** What to work on **
Search the listing for the string "index" and copy every line that contains it.

------ Material ------

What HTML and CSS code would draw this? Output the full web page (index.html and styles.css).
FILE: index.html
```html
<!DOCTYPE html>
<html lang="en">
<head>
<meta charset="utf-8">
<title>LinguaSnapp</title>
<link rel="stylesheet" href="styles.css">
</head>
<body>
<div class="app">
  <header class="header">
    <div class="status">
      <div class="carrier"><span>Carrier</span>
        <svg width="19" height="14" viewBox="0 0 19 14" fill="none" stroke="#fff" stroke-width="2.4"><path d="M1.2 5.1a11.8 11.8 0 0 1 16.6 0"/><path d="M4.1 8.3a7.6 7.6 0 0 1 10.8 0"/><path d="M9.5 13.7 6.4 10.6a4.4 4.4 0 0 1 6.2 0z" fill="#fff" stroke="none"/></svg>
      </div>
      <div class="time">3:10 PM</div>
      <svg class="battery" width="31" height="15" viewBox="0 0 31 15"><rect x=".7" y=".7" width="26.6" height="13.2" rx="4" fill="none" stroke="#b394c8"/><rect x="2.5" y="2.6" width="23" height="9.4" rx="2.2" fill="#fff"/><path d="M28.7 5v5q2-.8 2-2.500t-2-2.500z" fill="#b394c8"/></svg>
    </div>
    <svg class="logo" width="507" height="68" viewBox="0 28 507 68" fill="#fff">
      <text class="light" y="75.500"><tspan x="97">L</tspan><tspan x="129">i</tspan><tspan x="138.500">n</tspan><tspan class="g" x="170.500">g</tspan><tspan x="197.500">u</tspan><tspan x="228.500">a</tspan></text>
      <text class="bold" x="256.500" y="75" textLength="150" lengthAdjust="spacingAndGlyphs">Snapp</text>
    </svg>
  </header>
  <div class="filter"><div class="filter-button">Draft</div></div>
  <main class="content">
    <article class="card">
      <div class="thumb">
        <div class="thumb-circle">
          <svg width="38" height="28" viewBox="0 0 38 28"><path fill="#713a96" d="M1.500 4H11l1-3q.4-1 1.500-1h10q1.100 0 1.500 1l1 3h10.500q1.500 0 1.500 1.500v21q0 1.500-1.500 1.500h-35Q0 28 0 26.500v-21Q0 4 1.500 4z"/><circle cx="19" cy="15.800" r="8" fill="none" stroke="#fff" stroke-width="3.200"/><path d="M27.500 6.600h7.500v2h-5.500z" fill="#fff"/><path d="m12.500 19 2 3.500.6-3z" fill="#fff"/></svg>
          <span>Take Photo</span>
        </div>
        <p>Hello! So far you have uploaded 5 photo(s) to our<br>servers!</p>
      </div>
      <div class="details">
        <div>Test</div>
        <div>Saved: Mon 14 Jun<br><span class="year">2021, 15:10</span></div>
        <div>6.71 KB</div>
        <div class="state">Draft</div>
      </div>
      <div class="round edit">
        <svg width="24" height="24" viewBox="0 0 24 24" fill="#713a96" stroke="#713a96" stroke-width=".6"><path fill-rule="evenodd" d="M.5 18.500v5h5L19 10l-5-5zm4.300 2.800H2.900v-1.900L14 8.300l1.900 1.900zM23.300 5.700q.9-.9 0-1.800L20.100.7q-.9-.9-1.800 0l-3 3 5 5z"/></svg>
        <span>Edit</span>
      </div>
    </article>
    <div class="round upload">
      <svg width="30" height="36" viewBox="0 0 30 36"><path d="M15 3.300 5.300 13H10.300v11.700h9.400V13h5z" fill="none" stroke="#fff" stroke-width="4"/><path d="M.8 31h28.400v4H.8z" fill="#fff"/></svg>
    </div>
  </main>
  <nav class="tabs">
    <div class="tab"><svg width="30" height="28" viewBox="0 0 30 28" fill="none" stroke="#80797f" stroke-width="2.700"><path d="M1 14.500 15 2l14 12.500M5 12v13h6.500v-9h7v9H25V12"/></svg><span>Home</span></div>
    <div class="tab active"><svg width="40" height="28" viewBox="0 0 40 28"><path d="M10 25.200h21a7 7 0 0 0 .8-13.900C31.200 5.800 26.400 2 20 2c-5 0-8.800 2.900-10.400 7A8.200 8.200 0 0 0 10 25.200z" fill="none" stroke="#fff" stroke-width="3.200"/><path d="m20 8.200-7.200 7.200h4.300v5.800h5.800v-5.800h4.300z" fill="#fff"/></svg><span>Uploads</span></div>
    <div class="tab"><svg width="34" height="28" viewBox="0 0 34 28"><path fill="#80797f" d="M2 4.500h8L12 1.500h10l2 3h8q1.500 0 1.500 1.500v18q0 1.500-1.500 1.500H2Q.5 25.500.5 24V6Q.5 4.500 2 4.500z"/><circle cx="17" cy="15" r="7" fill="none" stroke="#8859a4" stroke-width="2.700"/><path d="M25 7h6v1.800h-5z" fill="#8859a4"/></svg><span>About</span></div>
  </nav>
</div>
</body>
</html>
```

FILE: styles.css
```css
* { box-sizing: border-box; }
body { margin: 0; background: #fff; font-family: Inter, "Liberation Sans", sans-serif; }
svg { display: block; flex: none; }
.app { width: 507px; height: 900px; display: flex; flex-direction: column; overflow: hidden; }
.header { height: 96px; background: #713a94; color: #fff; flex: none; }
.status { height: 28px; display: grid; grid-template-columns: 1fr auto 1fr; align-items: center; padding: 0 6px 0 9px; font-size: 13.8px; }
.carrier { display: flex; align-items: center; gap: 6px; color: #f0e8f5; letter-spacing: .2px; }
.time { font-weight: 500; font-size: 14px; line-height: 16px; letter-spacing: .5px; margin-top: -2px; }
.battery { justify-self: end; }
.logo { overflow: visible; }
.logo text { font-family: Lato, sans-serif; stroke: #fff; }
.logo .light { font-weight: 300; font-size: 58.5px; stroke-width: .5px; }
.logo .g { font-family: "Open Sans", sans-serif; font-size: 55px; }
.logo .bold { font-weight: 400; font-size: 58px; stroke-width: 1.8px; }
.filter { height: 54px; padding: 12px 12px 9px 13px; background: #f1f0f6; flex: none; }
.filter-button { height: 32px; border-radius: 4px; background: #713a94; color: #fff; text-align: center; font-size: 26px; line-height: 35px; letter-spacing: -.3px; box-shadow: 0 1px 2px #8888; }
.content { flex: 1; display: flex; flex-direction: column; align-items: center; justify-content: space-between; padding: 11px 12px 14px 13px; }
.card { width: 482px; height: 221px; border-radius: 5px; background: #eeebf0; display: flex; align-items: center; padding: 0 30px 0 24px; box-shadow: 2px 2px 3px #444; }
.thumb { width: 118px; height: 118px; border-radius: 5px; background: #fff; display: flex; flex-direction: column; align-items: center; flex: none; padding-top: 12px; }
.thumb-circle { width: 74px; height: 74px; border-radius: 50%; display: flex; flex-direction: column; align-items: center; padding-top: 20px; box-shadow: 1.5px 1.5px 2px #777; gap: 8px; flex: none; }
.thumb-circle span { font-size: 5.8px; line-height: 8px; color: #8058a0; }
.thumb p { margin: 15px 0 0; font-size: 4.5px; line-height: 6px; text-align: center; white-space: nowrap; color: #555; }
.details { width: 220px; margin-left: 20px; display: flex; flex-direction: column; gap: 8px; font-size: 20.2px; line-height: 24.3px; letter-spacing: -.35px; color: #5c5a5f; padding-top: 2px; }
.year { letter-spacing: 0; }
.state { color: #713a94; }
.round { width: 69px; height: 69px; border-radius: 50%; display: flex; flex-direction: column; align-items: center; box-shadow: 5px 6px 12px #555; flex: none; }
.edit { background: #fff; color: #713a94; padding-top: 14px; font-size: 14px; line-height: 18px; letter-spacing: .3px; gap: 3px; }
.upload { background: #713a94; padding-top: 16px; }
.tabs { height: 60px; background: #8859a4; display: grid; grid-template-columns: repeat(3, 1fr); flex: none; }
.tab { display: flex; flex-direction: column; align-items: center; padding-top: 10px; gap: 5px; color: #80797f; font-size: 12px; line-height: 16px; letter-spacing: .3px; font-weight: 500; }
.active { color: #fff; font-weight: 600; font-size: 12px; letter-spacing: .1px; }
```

------

** Solution below **
What HTML and CSS code would draw this? Output the full web page (index.html and styles.css).
FILE: index.html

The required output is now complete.